Юрий Лотман

XVIII веку отведено в русской культуре особое, совершенно уникальное место. Прежде всего, это век экспериментальный. Век огромного опыта, искусственного по своей природе, но завершившегося эпохой Пушкина и Гоголя. Этот взгляд на русскую культуру XVIII в. не нов. Впервые его развернуто изложил Белинский. Вся история русской культуры XVIII в. мыслилась ему как постепенный переход пересаженного чужеродного организма в органическое состояние, отсюда и устойчивая и много раз повторявшаяся как последователями Белинского, так и его противниками параллель между Пушкиным и Петром I. Петр, согласно этому взгляду, стоит у истоков искусно пересаженной чужеродной культуры, Пушкин — знаменует ее превращение в органическое национальное явление.

В дальнейшем концепция эта подверглась и трансформации, и критике. Наиболее убедительные критические замечания были связаны, с одной стороны, с указаниями на сомнительность мысли о полной отгороженности допетровской эпохи от европейского развития и в связи с этим об органичности петровской реформы (в последнее время сходные идеи убедительно развивает A. M. Панченко в своих работах). С другой, указывалось, что само понятие органичности обладает неопределенностью и что в данном случае субъективная позиция самого исследователя слишком влияет на весь ход рассуждений.

Вопрос об исторической оценке культуры XVIII в. и ее петровского начала не решен. Представляется плодотворным рассматривать его не во всей своей многоликой сложности, а выделяя отдельные, относительно частные аспекты. В данном случае мы рассматриваем в пределах почти столетия отражения культурных процессов во внешних их знаках в пространстве между аллегорией и эмблемой, с одной стороны, символом и метафорой, с другой.
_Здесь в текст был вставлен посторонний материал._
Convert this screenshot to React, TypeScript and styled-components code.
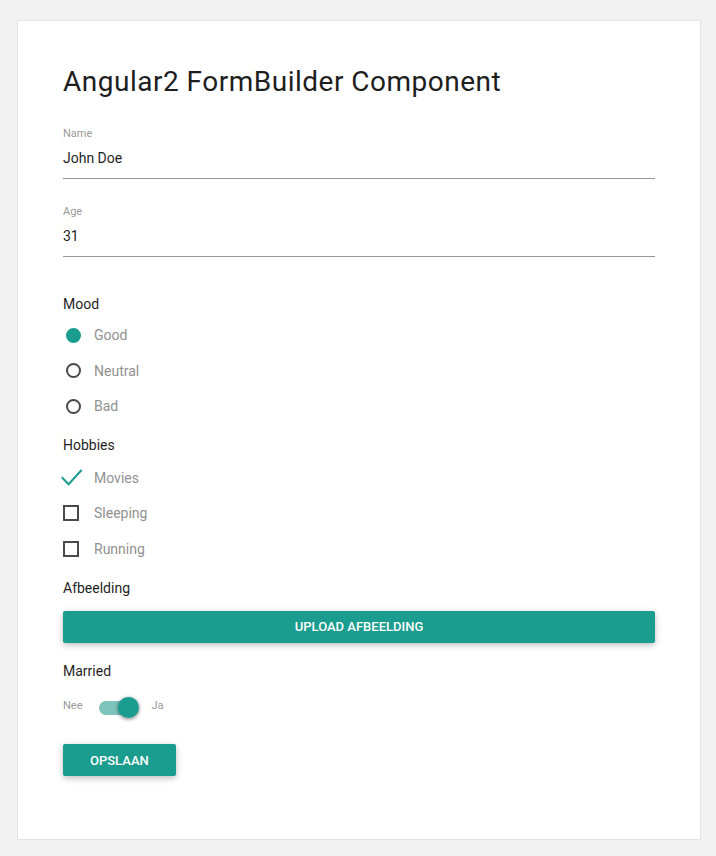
import React from "react";
import styled, { createGlobalStyle } from "styled-components";

const TEAL = "#1a9c8e";

const Global = createGlobalStyle`
  html, body { margin: 0; padding: 0; }
  body {
    background: #f2f2f2;
    font-family: Roboto, "Noto Sans", Arial, sans-serif;
    -webkit-font-smoothing: antialiased;
  }
  * { box-sizing: border-box; }
`;

const Page = styled.div`
  padding: 20px 15px 16px 17px;
`;

const Card = styled.div`
  background: #ffffff;
  border: 1px solid #e4e4e4;
  height: 820px;
  padding: 44px 45px 0 45px;
  display: flex;
  flex-direction: column;
`;

const Title = styled.h1`
  margin: 0;
  font-size: 28px;
  line-height: 34px;
  font-weight: 400;
  letter-spacing: 0.5px;
  color: #1e1e1e;
`;

const Field = styled.div<{ $mt: number }>`
  margin-top: ${(p) => p.$mt}px;
  border-bottom: 1px solid #979797;
  padding-bottom: 10px;
`;

const FieldLabel = styled.div`
  font-size: 11px;
  line-height: 14px;
  color: #9a9a9a;
`;

const FieldValue = styled.div`
  margin-top: 7px;
  font-size: 14px;
  line-height: 20px;
  color: #1f1f1f;
`;

const Section = styled.div<{ $mt: number }>`
  margin-top: ${(p) => p.$mt}px;
  display: flex;
  flex-direction: column;
`;

const SectionLabel = styled.div`
  font-size: 14px;
  line-height: 20px;
  color: #1f1f1f;
`;

const Options = styled.div<{ $mt: number }>`
  margin-top: ${(p) => p.$mt}px;
  display: flex;
  flex-direction: column;
`;

const Option = styled.div`
  height: 35.5px;
  display: flex;
  align-items: center;
`;

const IconSlot = styled.div`
  width: 31px;
  height: 20px;
  display: flex;
  align-items: center;
`;

const OptionText = styled.span`
  font-size: 14px;
  line-height: 20px;
  color: #919191;
`;

const Radio = styled.span<{ $checked?: boolean }>`
  width: 15px;
  height: 15px;
  margin-left: 2.5px;
  border-radius: 50%;
  border: 2px solid ${(p) => (p.$checked ? TEAL : "#4a4a4a")};
  background: ${(p) => (p.$checked ? TEAL : "transparent")};
`;

const Box = styled.span`
  width: 16px;
  height: 16px;
  border: 2px solid #4a4a4a;
`;

const CheckSvg = styled.svg`
  margin-left: -2px;
  width: 22px;
  height: 18px;
  overflow: visible;
`;

const RaisedButton = styled.button<{ $full?: boolean }>`
  height: 32px;
  border: none;
  border-radius: 2px;
  background: ${TEAL};
  color: #ffffff;
  font-family: Roboto, "Noto Sans", Arial, sans-serif;
  font-size: 13px;
  font-weight: 500;
  letter-spacing: 0;
  text-transform: uppercase;
  padding: 0 27px;
  width: ${(p) => (p.$full ? "100%" : "auto")};
  align-self: ${(p) => (p.$full ? "stretch" : "flex-start")};
  box-shadow: 0 2px 5px 0 rgba(0, 0, 0, 0.16), 0 2px 10px 0 rgba(0, 0, 0, 0.12);
  cursor: pointer;
`;

const SwitchRow = styled.div`
  margin-top: 16px;
  height: 22px;
  display: flex;
  align-items: center;
`;

const SwitchText = styled.span`
  font-size: 11px;
  line-height: 14px;
  padding-bottom: 5px;
  color: #999999;
`;

const Track = styled.span`
  position: relative;
  width: 36px;
  height: 14px;
  margin: 0 17px 0 16px;
  border-radius: 7px;
  background: #7ec4bc;
`;

const Thumb = styled.span`
  position: absolute;
  left: 19px;
  top: -4px;
  width: 21px;
  height: 21px;
  border-radius: 50%;
  background: ${TEAL};
  box-shadow: 0 1px 3px 1px rgba(0, 0, 0, 0.3);
`;

const moods = [
  { label: "Good", checked: true },
  { label: "Neutral", checked: false },
  { label: "Bad", checked: false },
];

const hobbies = [
  { label: "Movies", checked: true },
  { label: "Sleeping", checked: false },
  { label: "Running", checked: false },
];

export default function App() {
  return (
    <>
      <Global />
      <Page>
        <Card>
          <Title>Angular2 FormBuilder Component</Title>

          <Field $mt={28}>
            <FieldLabel>Name</FieldLabel>
            <FieldValue>John Doe</FieldValue>
          </Field>
          <Field $mt={26}>
            <FieldLabel>Age</FieldLabel>
            <FieldValue>31</FieldValue>
          </Field>

          <Section $mt={36.5}>
            <SectionLabel>Mood</SectionLabel>
            <Options $mt={4}>
              {moods.map((m) => (
                <Option key={m.label}>
                  <IconSlot>
                    <Radio $checked={m.checked} />
                  </IconSlot>
                  <OptionText>{m.label}</OptionText>
                </Option>
              ))}
            </Options>
          </Section>

          <Section $mt={11.2}>
            <SectionLabel>Hobbies</SectionLabel>
            <Options $mt={5}>
              {hobbies.map((h) => (
                <Option key={h.label}>
                  <IconSlot>
                    {h.checked ? (
                      <CheckSvg viewBox="0 0 22 18">
                        <polyline
                          points="0.8,8.2 7.6,15.2 20.6,1"
                          fill="none"
                          stroke={TEAL}
                          strokeWidth="2"
                        />
                      </CheckSvg>
                    ) : (
                      <Box />
                    )}
                  </IconSlot>
                  <OptionText>{h.label}</OptionText>
                </Option>
              ))}
            </Options>
          </Section>

          <Section $mt={11.2}>
            <SectionLabel>Afbeelding</SectionLabel>
            <Options $mt={13}>
              <RaisedButton $full>Upload Afbeelding</RaisedButton>
            </Options>
          </Section>

          <Section $mt={18.2}>
            <SectionLabel>Married</SectionLabel>
            <SwitchRow>
              <SwitchText>Nee</SwitchText>
              <Track>
                <Thumb />
              </Track>
              <SwitchText>Ja</SwitchText>
            </SwitchRow>
          </Section>

          <Section $mt={25}>
            <RaisedButton>Opslaan</RaisedButton>
          </Section>
        </Card>
      </Page>
    </>
  );
}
Если в «пиитиках» XVIII в. понятия эти предстают как лежащие в одной плоскости, то в реальных историко-динамических процессах они, скорее, занимают антитетические места. Это невольно нас вводит в пространство более общих антитез.

Говоря о кутьтуре XVIII в. и очерчивая границы между Петром I и Пушкиным, мы тем самым уже вводим презумпцию единства культуры и государственности. Такое слияние имеет длительную традицию и прочно вошло в наше сознание. Еще Пушкин подчеркивал руководящую роль государственности в истории русской культуры, а в разговоре с великим князем Михаилом Павловичем — однородность революционности и царской власти. Он же изумил великого князя, сказав ему «Вы все Романовы — революционеры и уравнители».

Между тем такой взгляд находится в вопиюшем противоречии между поразительным подъемом литературы и культуры в России XIX в. и менее поразительной деградацией и разложением в то же самое время ее государственных основ. Разрыв культуры и государственности, подготовленный ходом развития в XVIII в., превратился в следующее столетие в противопоставление и враждебность. Этот фатальный процесс отразился как в капле воды в динамике символических языков XVIII в.

Переход от эмблемы к символу составляет как бы доминирующую ось этого процесса.

Разница между символом и эмблемой заключается в том, что эмблема подразумевает адекватный перевод с одного языка (например, словесного) на другой (например, графический). Между эмблемой и ее значением существует отношение взаимной переводимости. Когда, например, создается эмблематический знак, имеющий некий утвержденный за ним смысл, а сам этот эмблематический знак включает в себя словесную надпись — текст какого-либо лозунга, то вся эта триада означает одно и то же и взаимопереводима. Необходимость нескольких выражений одного и того же содержания диктуется педагогическими или агитационными соображениями, но неизменно подразумевает однозначность смысла. Выражения меняются, но смысл остается неизменным. Таким образом, эмблема логична по своей природе.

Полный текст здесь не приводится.